● **RECORDS FOR PROCESSING**
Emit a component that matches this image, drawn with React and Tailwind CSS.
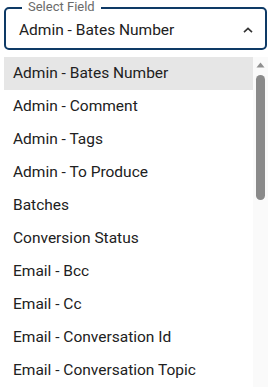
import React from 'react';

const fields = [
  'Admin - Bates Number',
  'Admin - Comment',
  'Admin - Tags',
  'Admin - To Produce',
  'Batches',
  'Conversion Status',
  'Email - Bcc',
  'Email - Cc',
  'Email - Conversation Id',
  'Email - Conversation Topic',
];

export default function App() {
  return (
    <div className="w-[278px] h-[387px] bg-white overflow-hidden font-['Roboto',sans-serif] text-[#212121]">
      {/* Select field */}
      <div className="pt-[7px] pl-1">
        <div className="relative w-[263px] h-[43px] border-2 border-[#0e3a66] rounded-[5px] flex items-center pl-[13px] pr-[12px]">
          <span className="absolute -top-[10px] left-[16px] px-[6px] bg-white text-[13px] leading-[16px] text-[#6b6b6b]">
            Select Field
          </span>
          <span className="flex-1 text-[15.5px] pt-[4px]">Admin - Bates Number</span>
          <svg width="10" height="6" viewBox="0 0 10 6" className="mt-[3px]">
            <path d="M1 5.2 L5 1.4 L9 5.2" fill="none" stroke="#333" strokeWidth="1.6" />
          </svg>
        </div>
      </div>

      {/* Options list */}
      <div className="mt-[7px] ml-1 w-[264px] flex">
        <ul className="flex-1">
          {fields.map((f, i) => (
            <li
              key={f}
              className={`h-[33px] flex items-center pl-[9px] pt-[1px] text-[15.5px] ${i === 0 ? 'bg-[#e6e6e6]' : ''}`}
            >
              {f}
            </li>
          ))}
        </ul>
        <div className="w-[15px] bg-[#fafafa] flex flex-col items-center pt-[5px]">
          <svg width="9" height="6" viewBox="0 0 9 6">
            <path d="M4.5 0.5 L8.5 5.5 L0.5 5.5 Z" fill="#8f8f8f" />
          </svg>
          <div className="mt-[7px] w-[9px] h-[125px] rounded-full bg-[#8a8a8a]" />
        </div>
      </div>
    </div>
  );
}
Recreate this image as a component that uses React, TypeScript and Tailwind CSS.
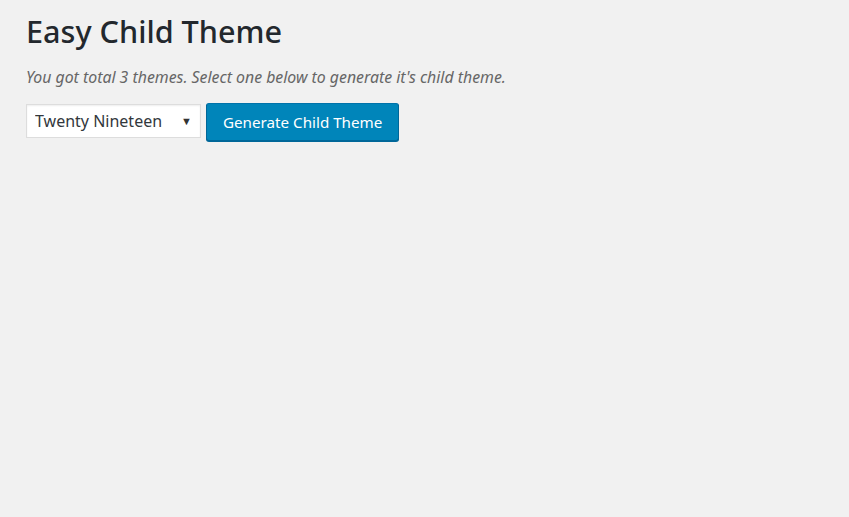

● **INSTRUCTIONS FOR THE TASK**
Quote the material word for word, dropping any images it holds.

● **WRITTEN SOLUTION**
Emit a component that matches this image, drawn with React and Tailwind CSS.
import React from 'react';

const fields = [
  'Admin - Bates Number',
  'Admin - Comment',
  'Admin - Tags',
  'Admin - To Produce',
  'Batches',
  'Conversion Status',
  'Email - Bcc',
  'Email - Cc',
  'Email - Conversation Id',
  'Email - Conversation Topic',
];

export default function App() {
  return (
    <div className="w-[278px] h-[387px] bg-white overflow-hidden font-['Roboto',sans-serif] text-[#212121]">
      {/* Select field */}
      <div className="pt-[7px] pl-1">
        <div className="relative w-[263px] h-[43px] border-2 border-[#0e3a66] rounded-[5px] flex items-center pl-[13px] pr-[12px]">
          <span className="absolute -top-[10px] left-[16px] px-[6px] bg-white text-[13px] leading-[16px] text-[#6b6b6b]">
            Select Field
          </span>
          <span className="flex-1 text-[15.5px] pt-[4px]">Admin - Bates Number</span>
          <svg width="10" height="6" viewBox="0 0 10 6" className="mt-[3px]">
            <path d="M1 5.2 L5 1.4 L9 5.2" fill="none" stroke="#333" strokeWidth="1.6" />
          </svg>
        </div>
      </div>

      {/* Options list */}
      <div className="mt-[7px] ml-1 w-[264px] flex">
        <ul className="flex-1">
          {fields.map((f, i) => (
            <li
              key={f}
              className={`h-[33px] flex items-center pl-[9px] pt-[1px] text-[15.5px] ${i === 0 ? 'bg-[#e6e6e6]' : ''}`}
            >
              {f}
            </li>
          ))}
        </ul>
        <div className="w-[15px] bg-[#fafafa] flex flex-col items-center pt-[5px]">
          <svg width="9" height="6" viewBox="0 0 9 6">
            <path d="M4.5 0.5 L8.5 5.5 L0.5 5.5 Z" fill="#8f8f8f" />
          </svg>
          <div className="mt-[7px] w-[9px] h-[125px] rounded-full bg-[#8a8a8a]" />
        </div>
      </div>
    </div>
  );
}
Recreate this image as a component that uses React, TypeScript and Tailwind CSS.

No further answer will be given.